[Data shown]:

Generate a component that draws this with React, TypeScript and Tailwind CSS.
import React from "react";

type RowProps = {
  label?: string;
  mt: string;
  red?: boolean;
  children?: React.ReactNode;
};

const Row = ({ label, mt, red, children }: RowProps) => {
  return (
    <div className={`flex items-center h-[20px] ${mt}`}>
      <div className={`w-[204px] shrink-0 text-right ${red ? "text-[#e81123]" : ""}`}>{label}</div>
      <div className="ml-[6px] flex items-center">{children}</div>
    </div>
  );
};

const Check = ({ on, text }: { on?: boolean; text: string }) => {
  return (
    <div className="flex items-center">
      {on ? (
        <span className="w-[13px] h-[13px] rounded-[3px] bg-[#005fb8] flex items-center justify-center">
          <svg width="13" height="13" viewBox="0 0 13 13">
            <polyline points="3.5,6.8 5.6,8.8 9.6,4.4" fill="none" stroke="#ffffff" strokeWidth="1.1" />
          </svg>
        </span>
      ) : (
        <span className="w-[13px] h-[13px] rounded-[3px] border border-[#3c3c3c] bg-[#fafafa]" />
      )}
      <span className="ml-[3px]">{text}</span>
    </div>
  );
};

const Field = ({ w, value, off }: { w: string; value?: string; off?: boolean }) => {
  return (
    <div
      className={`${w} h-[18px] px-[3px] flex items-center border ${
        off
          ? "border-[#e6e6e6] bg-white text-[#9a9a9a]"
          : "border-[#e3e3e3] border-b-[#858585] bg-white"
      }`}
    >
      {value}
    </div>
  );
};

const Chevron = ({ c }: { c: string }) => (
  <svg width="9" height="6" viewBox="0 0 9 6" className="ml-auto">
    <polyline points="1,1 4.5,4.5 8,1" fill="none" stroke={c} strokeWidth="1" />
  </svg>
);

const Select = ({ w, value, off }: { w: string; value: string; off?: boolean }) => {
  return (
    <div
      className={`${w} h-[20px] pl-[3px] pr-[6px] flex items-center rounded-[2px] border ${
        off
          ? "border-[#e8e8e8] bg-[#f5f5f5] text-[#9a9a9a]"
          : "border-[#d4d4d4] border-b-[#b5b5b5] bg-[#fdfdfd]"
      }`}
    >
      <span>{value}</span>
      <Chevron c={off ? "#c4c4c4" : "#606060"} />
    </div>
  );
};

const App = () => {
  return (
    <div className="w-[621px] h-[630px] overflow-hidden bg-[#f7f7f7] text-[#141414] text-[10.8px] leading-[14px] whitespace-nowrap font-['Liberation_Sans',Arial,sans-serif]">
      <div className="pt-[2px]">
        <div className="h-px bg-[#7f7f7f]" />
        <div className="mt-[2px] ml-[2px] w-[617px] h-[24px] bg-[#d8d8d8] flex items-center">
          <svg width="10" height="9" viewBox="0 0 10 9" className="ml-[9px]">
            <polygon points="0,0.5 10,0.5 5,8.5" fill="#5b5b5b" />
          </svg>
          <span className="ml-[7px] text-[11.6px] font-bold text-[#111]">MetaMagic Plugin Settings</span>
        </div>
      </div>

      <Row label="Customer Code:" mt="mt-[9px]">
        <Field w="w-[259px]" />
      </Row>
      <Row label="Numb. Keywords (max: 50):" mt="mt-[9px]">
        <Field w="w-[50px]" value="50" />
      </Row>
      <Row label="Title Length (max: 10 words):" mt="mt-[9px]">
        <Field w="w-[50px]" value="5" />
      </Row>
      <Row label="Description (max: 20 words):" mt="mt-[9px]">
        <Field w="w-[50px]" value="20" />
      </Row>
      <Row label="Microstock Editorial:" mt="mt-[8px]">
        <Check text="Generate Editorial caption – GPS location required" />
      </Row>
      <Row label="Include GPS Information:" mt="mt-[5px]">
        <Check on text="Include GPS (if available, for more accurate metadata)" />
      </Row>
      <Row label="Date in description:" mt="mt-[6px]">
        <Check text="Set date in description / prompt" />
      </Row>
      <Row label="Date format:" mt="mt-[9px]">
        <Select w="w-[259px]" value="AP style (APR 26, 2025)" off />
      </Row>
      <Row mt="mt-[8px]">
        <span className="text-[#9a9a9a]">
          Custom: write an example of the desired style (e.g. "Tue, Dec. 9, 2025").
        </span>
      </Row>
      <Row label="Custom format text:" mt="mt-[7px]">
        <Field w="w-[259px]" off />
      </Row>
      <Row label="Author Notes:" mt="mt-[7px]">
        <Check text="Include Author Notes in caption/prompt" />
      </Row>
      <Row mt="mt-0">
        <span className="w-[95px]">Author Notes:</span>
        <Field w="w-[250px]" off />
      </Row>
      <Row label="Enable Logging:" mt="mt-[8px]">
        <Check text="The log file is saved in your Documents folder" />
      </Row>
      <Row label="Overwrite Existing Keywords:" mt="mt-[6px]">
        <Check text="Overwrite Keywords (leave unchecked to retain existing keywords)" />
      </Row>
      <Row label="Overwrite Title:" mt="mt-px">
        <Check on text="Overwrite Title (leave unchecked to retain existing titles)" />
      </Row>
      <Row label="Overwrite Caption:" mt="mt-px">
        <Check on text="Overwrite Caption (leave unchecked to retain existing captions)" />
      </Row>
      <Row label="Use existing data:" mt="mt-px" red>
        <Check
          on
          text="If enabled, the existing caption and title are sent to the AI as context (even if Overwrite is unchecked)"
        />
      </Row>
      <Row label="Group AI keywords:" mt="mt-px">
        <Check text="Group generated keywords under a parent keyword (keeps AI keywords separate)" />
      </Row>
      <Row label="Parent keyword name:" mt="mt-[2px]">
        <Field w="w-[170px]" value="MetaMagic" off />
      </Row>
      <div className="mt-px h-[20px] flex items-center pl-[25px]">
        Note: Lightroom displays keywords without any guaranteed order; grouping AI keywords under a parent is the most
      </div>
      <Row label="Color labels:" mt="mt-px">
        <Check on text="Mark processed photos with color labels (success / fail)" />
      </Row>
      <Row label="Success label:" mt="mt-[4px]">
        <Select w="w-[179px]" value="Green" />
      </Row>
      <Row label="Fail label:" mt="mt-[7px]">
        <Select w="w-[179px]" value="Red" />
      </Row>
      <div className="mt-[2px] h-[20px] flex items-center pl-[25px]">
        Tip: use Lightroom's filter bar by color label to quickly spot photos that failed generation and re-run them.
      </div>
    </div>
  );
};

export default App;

[Your goal]:
Output the lines above verbatim and in full.

[Result below]:
Generate a component that draws this with React, TypeScript and Tailwind CSS.
import React from "react";

type RowProps = {
  label?: string;
  mt: string;
  red?: boolean;
  children?: React.ReactNode;
};

const Row = ({ label, mt, red, children }: RowProps) => {
  return (
    <div className={`flex items-center h-[20px] ${mt}`}>
      <div className={`w-[204px] shrink-0 text-right ${red ? "text-[#e81123]" : ""}`}>{label}</div>
      <div className="ml-[6px] flex items-center">{children}</div>
    </div>
  );
};

const Check = ({ on, text }: { on?: boolean; text: string }) => {
  return (
    <div className="flex items-center">
      {on ? (
        <span className="w-[13px] h-[13px] rounded-[3px] bg-[#005fb8] flex items-center justify-center">
          <svg width="13" height="13" viewBox="0 0 13 13">
            <polyline points="3.5,6.8 5.6,8.8 9.6,4.4" fill="none" stroke="#ffffff" strokeWidth="1.1" />
          </svg>
        </span>
      ) : (
        <span className="w-[13px] h-[13px] rounded-[3px] border border-[#3c3c3c] bg-[#fafafa]" />
      )}
      <span className="ml-[3px]">{text}</span>
    </div>
  );
};

const Field = ({ w, value, off }: { w: string; value?: string; off?: boolean }) => {
  return (
    <div
      className={`${w} h-[18px] px-[3px] flex items-center border ${
        off
          ? "border-[#e6e6e6] bg-white text-[#9a9a9a]"
          : "border-[#e3e3e3] border-b-[#858585] bg-white"
      }`}
    >
      {value}
    </div>
  );
};

const Chevron = ({ c }: { c: string }) => (
  <svg width="9" height="6" viewBox="0 0 9 6" className="ml-auto">
    <polyline points="1,1 4.5,4.5 8,1" fill="none" stroke={c} strokeWidth="1" />
  </svg>
);

const Select = ({ w, value, off }: { w: string; value: string; off?: boolean }) => {
  return (
    <div
      className={`${w} h-[20px] pl-[3px] pr-[6px] flex items-center rounded-[2px] border ${
        off
          ? "border-[#e8e8e8] bg-[#f5f5f5] text-[#9a9a9a]"
          : "border-[#d4d4d4] border-b-[#b5b5b5] bg-[#fdfdfd]"
      }`}
    >
      <span>{value}</span>
      <Chevron c={off ? "#c4c4c4" : "#606060"} />
    </div>
  );
};

const App = () => {
  return (
    <div className="w-[621px] h-[630px] overflow-hidden bg-[#f7f7f7] text-[#141414] text-[10.8px] leading-[14px] whitespace-nowrap font-['Liberation_Sans',Arial,sans-serif]">
      <div className="pt-[2px]">
        <div className="h-px bg-[#7f7f7f]" />
        <div className="mt-[2px] ml-[2px] w-[617px] h-[24px] bg-[#d8d8d8] flex items-center">
          <svg width="10" height="9" viewBox="0 0 10 9" className="ml-[9px]">
            <polygon points="0,0.5 10,0.5 5,8.5" fill="#5b5b5b" />
          </svg>
          <span className="ml-[7px] text-[11.6px] font-bold text-[#111]">MetaMagic Plugin Settings</span>
        </div>
      </div>

      <Row label="Customer Code:" mt="mt-[9px]">
        <Field w="w-[259px]" />
      </Row>
      <Row label="Numb. Keywords (max: 50):" mt="mt-[9px]">
        <Field w="w-[50px]" value="50" />
      </Row>
      <Row label="Title Length (max: 10 words):" mt="mt-[9px]">
        <Field w="w-[50px]" value="5" />
      </Row>
      <Row label="Description (max: 20 words):" mt="mt-[9px]">
        <Field w="w-[50px]" value="20" />
      </Row>
      <Row label="Microstock Editorial:" mt="mt-[8px]">
        <Check text="Generate Editorial caption – GPS location required" />
      </Row>
      <Row label="Include GPS Information:" mt="mt-[5px]">
        <Check on text="Include GPS (if available, for more accurate metadata)" />
      </Row>
      <Row label="Date in description:" mt="mt-[6px]">
        <Check text="Set date in description / prompt" />
      </Row>
      <Row label="Date format:" mt="mt-[9px]">
        <Select w="w-[259px]" value="AP style (APR 26, 2025)" off />
      </Row>
      <Row mt="mt-[8px]">
        <span className="text-[#9a9a9a]">
          Custom: write an example of the desired style (e.g. "Tue, Dec. 9, 2025").
        </span>
      </Row>
      <Row label="Custom format text:" mt="mt-[7px]">
        <Field w="w-[259px]" off />
      </Row>
      <Row label="Author Notes:" mt="mt-[7px]">
        <Check text="Include Author Notes in caption/prompt" />
      </Row>
      <Row mt="mt-0">
        <span className="w-[95px]">Author Notes:</span>
        <Field w="w-[250px]" off />
      </Row>
      <Row label="Enable Logging:" mt="mt-[8px]">
        <Check text="The log file is saved in your Documents folder" />
      </Row>
      <Row label="Overwrite Existing Keywords:" mt="mt-[6px]">
        <Check text="Overwrite Keywords (leave unchecked to retain existing keywords)" />
      </Row>
      <Row label="Overwrite Title:" mt="mt-px">
        <Check on text="Overwrite Title (leave unchecked to retain existing titles)" />
      </Row>
      <Row label="Overwrite Caption:" mt="mt-px">
        <Check on text="Overwrite Caption (leave unchecked to retain existing captions)" />
      </Row>
      <Row label="Use existing data:" mt="mt-px" red>
        <Check
          on
          text="If enabled, the existing caption and title are sent to the AI as context (even if Overwrite is unchecked)"
        />
      </Row>
      <Row label="Group AI keywords:" mt="mt-px">
        <Check text="Group generated keywords under a parent keyword (keeps AI keywords separate)" />
      </Row>
      <Row label="Parent keyword name:" mt="mt-[2px]">
        <Field w="w-[170px]" value="MetaMagic" off />
      </Row>
      <div className="mt-px h-[20px] flex items-center pl-[25px]">
        Note: Lightroom displays keywords without any guaranteed order; grouping AI keywords under a parent is the most
      </div>
      <Row label="Color labels:" mt="mt-px">
        <Check on text="Mark processed photos with color labels (success / fail)" />
      </Row>
      <Row label="Success label:" mt="mt-[4px]">
        <Select w="w-[179px]" value="Green" />
      </Row>
      <Row label="Fail label:" mt="mt-[7px]">
        <Select w="w-[179px]" value="Red" />
      </Row>
      <div className="mt-[2px] h-[20px] flex items-center pl-[25px]">
        Tip: use Lightroom's filter bar by color label to quickly spot photos that failed generation and re-run them.
      </div>
    </div>
  );
};

export default App;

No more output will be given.